WRITTEN EXERCISE
Find every line below that contains the word "components" and copy it out.

==================================================

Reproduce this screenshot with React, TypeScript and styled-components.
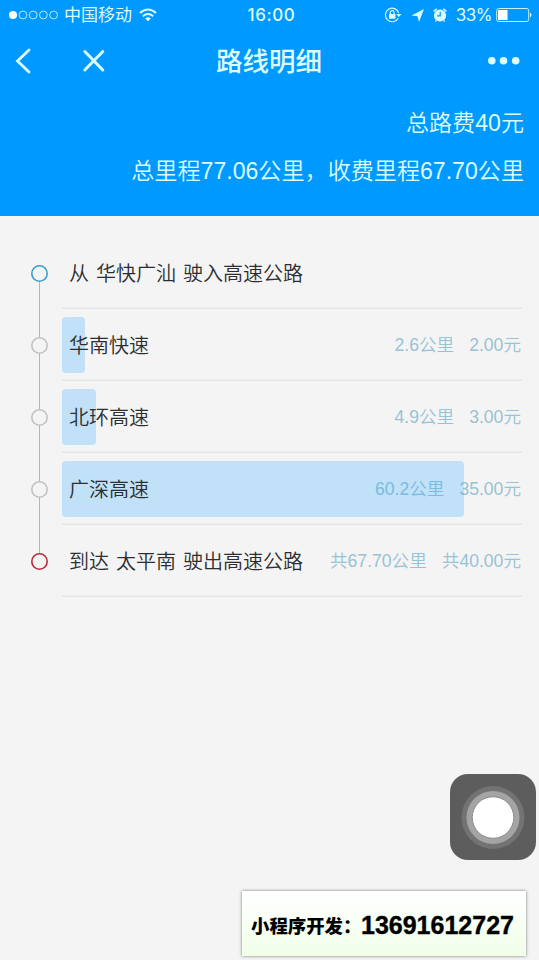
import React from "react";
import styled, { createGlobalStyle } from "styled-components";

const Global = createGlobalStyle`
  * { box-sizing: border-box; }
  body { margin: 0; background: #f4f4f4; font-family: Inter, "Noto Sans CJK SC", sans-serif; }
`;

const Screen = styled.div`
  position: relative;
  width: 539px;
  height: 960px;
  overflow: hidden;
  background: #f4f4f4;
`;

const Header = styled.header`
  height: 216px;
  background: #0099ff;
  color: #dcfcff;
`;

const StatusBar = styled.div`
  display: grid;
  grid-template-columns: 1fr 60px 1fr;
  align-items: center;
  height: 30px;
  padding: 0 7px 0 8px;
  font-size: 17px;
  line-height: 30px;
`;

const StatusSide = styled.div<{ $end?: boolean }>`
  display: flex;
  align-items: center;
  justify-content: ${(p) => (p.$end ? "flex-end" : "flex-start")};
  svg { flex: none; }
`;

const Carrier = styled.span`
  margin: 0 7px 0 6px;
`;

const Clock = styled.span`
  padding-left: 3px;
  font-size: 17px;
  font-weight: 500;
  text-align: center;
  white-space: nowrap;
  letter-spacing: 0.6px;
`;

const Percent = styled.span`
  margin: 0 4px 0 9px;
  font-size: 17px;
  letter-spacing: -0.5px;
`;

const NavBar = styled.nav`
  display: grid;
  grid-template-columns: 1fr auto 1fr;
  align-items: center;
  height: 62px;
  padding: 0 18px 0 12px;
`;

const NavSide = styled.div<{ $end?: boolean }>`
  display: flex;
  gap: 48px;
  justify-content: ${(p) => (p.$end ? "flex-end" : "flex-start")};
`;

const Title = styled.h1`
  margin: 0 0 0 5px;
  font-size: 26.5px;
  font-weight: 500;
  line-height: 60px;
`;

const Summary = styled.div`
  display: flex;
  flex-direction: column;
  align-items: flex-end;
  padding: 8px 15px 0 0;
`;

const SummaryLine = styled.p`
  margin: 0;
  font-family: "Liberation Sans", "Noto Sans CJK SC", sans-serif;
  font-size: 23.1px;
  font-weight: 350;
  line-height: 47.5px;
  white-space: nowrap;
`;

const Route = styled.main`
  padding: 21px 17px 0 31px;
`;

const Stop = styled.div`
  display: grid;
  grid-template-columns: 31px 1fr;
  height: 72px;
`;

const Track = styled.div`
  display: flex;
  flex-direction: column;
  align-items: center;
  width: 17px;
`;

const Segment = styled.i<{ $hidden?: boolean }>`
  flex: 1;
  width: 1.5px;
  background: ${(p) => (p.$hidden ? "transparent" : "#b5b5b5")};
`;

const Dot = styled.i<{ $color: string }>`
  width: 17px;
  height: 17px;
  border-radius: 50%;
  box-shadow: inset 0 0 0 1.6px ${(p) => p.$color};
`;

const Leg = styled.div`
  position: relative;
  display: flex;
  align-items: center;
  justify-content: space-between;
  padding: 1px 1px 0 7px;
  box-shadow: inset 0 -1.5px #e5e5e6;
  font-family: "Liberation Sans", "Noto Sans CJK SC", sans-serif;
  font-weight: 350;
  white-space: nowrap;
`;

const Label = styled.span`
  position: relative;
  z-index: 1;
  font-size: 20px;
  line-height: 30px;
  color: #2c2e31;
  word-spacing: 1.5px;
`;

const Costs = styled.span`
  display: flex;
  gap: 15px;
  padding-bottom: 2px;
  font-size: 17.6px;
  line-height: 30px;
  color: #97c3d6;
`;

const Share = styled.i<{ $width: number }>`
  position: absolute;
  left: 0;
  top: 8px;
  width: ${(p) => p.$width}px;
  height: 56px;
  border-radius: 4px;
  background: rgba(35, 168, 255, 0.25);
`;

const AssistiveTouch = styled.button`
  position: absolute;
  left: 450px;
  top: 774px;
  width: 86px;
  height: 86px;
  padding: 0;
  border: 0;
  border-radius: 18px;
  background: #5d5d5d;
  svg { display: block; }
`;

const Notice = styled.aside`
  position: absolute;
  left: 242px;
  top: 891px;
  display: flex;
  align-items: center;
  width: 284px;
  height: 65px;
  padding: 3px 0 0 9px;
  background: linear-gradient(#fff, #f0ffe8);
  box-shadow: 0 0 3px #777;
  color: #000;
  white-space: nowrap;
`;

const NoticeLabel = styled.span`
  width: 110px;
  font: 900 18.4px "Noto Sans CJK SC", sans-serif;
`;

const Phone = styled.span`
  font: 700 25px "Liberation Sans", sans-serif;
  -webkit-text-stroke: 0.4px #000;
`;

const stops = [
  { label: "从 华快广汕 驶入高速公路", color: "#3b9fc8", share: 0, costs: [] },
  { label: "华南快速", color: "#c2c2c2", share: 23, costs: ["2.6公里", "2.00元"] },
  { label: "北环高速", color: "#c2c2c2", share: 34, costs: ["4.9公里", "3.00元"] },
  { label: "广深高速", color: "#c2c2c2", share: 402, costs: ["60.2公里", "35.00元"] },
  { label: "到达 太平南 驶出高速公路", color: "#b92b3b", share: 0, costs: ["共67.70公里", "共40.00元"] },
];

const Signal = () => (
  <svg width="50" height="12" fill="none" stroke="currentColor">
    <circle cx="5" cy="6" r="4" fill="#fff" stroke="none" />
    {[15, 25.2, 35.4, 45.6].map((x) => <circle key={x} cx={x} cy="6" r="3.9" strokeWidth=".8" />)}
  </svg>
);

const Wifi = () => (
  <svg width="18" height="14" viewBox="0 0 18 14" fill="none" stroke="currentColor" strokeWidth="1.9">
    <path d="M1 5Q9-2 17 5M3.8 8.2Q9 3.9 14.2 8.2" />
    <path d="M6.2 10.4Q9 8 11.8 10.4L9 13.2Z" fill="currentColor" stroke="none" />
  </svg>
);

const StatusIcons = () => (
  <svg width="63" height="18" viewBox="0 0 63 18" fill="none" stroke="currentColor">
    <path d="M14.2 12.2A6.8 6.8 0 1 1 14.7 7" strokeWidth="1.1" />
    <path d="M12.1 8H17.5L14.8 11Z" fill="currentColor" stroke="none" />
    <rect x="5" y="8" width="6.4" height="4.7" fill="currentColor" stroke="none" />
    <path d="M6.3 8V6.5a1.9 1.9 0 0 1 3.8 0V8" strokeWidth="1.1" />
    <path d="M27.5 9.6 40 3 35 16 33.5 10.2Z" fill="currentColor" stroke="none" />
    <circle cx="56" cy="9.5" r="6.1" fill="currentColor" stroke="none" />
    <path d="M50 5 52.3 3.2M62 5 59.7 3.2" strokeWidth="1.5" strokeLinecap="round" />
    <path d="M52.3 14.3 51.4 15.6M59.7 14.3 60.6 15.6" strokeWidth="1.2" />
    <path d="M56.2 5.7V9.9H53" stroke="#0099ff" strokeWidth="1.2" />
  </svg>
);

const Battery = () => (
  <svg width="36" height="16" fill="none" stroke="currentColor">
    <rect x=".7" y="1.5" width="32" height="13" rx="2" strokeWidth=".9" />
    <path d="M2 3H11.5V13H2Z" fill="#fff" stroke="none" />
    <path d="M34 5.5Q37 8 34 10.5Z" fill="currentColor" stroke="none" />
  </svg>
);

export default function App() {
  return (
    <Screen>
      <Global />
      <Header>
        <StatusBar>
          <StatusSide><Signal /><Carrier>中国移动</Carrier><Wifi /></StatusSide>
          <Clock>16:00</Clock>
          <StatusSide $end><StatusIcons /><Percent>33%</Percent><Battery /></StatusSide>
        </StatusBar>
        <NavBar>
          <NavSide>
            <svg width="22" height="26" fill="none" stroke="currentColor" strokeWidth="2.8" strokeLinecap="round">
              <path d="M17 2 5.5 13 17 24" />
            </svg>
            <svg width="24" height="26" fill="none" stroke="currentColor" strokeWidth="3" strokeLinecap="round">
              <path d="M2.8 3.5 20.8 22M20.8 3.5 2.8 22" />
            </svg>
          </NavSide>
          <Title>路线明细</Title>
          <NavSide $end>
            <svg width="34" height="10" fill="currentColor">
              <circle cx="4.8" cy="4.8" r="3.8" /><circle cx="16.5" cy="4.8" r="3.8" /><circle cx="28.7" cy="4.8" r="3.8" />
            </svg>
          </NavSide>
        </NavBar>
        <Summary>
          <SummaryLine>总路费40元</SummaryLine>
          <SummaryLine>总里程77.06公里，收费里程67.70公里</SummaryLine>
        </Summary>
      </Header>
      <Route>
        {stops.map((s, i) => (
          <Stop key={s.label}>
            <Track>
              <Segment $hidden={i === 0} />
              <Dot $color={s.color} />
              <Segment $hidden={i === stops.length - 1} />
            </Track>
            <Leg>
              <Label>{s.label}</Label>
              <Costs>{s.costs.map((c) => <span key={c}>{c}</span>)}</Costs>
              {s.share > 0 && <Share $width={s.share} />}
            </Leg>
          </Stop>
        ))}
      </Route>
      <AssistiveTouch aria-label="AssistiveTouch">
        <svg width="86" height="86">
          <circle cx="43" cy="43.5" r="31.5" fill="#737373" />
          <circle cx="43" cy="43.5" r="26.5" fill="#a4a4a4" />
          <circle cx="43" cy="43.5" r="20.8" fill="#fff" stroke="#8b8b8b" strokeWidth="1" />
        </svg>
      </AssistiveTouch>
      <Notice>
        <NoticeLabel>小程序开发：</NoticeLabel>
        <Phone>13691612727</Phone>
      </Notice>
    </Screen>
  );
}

==================================================

EXERCISE ANSWER
Reproduce this screenshot with React, TypeScript and styled-components.
import styled, { createGlobalStyle } from "styled-components";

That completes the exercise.